The number at the end is a footnote. It has citations which support the claim made in that sentence.  In this case, the footnote reads "Neal (2011) analyzes the scaling benfit of HMC with dimensionality. Hoffman and Gelman (2014) provide practical comparisons of Stan’s adaptive HMC algorithm with Gibbs, Metropolis, and standard HMC samplers," and the citations are

*

*Neal R (2011). “MCMC Using Hamiltonian Dynamics.” In S Brooks, A Gelman, GL Jones, XL Meng (eds.), Handbook of Markov Chain Monte Carlo, pp. 116–162. Chapman and Hall/CRC.


*Hoffman MD, Gelman A (2014). “The No-U-Turn Sampler: Adaptively Setting Path Lengths in Hamiltonian Monte Carlo.” Journal of Machine Learning Research, 15(Apr), 1593–1623.
which will elaborate on the differences in more detail.
It's important to point out that the advantages of stan cited in this passage are not related to the posteriors being different, but are facts about efficiency.
Indeed, one can show that, under certain conditions, Gibbs, MCMC and Metropolis-Hastings will converge to the posterior (albeit it might take far too long for the chains to mix compared to HMC/NUTS), so it would be surprising that HMC/NUTS would differ when these conditions are met.

Bob Carpenter, one of the developers of Stan, provides a concrete example of a case where Stan can solve a problem that Gibbs sampling cannot in this thread on the Stan forums.

[T]here’s an example of how to code exactly this model in the latent discrete parameters chapter of the users guide. You can find this example and others in my latest paper ["Comparing Bayesian Models of Annotation" by
Silviu Paun, Bob Carpenter, Jon Chamberlain, Dirk Hovy, Udo Kruschwitz, Massimo Poesio.  Transactions of the Association for Computational Linguistics (2018)], all coded in Stan.
Gibbs is actually a very bad way to fit these models—it’s super slow to converge. These models used to take 24 hours to fit in WinBUGS with very poor mixing and they now fit in like 30 minutes in Stan.

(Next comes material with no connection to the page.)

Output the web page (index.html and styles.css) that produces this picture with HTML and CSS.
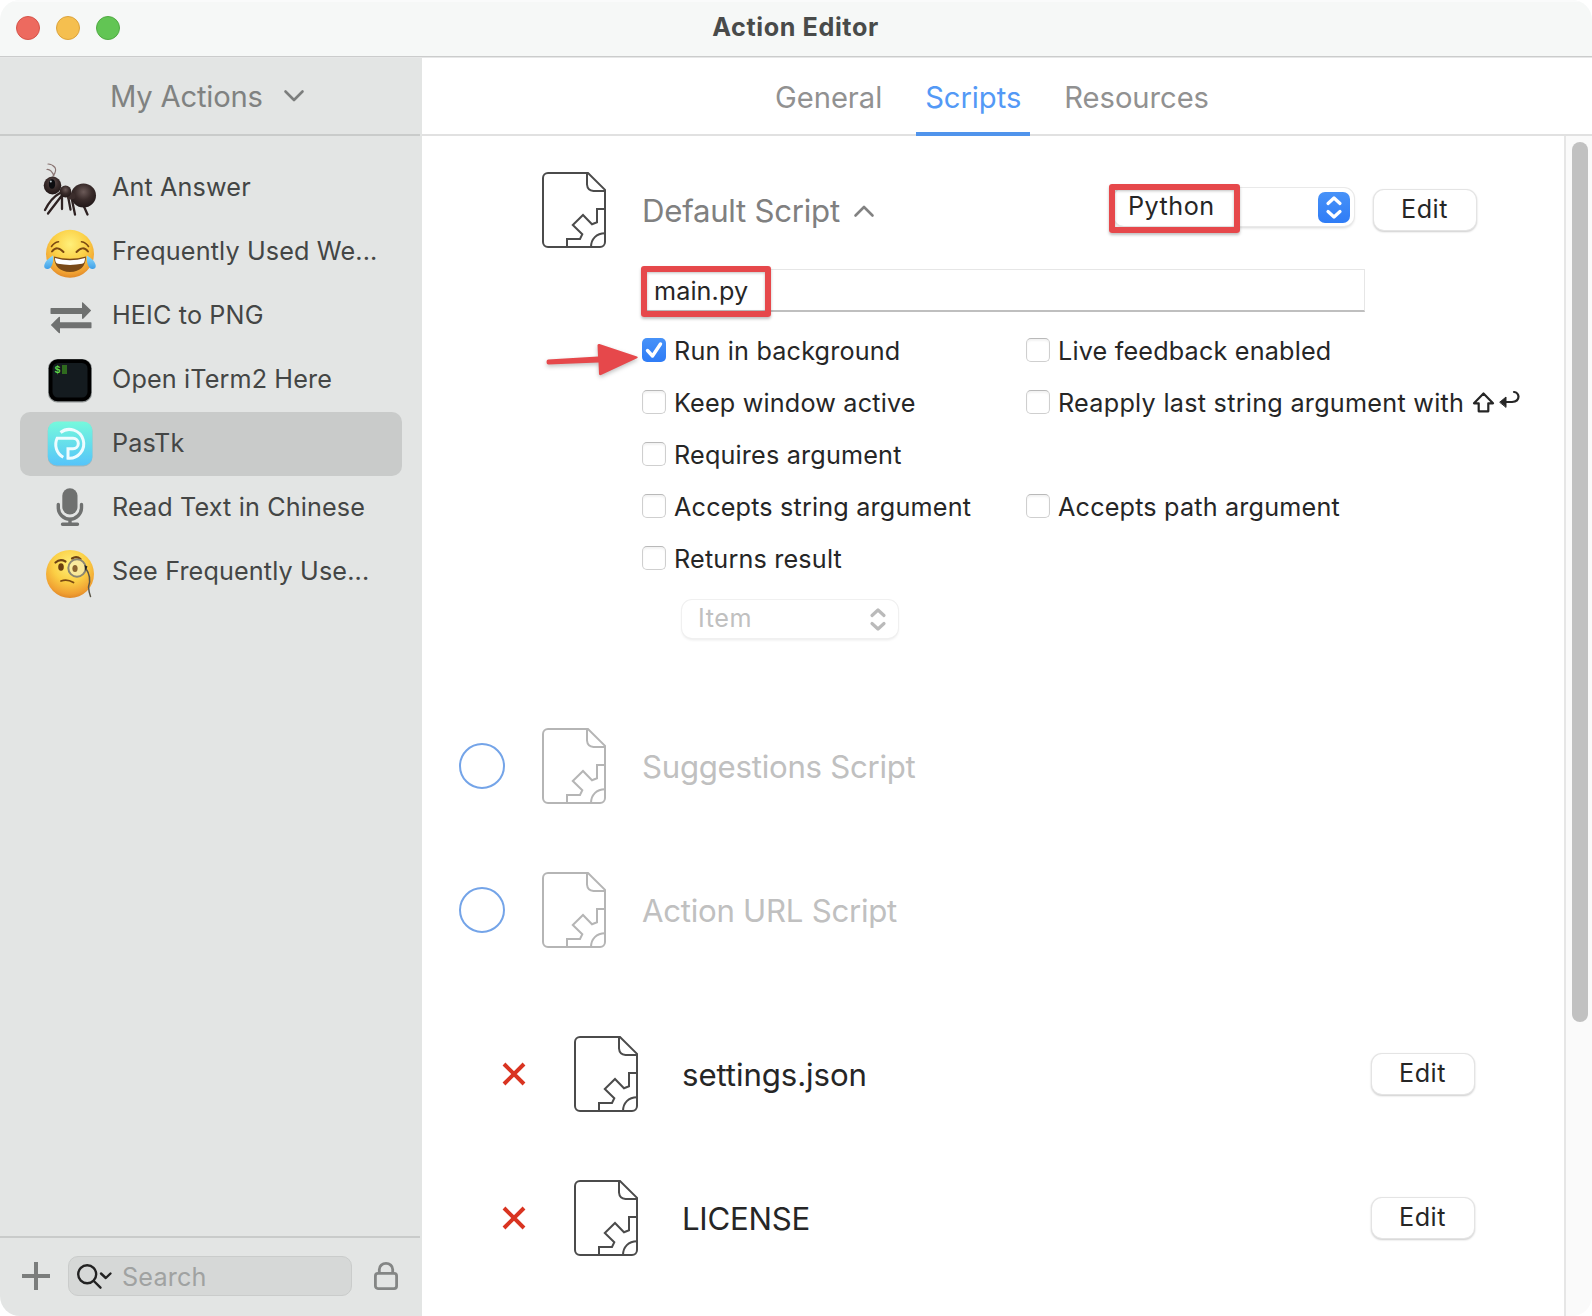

Just be careful to use reasonable inits because there’s a non-identifiability. Duco Veen’s visiting us at Columbia from Utrecht and working on a case study that should be out soon.

In other words, if you're trying to estimate this model and you run  WinBUGS for 30 minutes, the chains that you get from the WinBUGS model will exhibit poor mixing, the model will not converge, and the samples will not be representative of the posterior density. At that point, you have a choice. You can wait another 23 hours and 30 minutes for the chains to mix, or you can code the model in Stan.

Not all parameterizations, or even all models, are going to be fast to estimate in Stan. There are problematic parameterizations, also discussed in the Stan User Guide, which have a geometry that's very hard for HMC/NUTS to navigate. The User Guide also contains suggested reparameterizations which can ameliorate these problems. This does not imply that all models can be estimated in Stan, or even that Stanwill be more efficient for any particular model; some models are simply challenging, either generically or for Stan specifically.
That said, Stan is a tool that solves some specific problems more quickly compared to popular alternatives. Part of obtaining expertise is knowing how to differentiate among the various alternative tools and methods for solving problems and choosing the tool that is best for the job.
A: Currently there are no obvious real world examples in which using Stan vs JAGS matters (that is, the posterior would be so different that it would induce a substantively different decisions or conclusions). This is backed by personal experience and it was further evidenced by the lack of answers to this very simple question, even after a bounty was offered.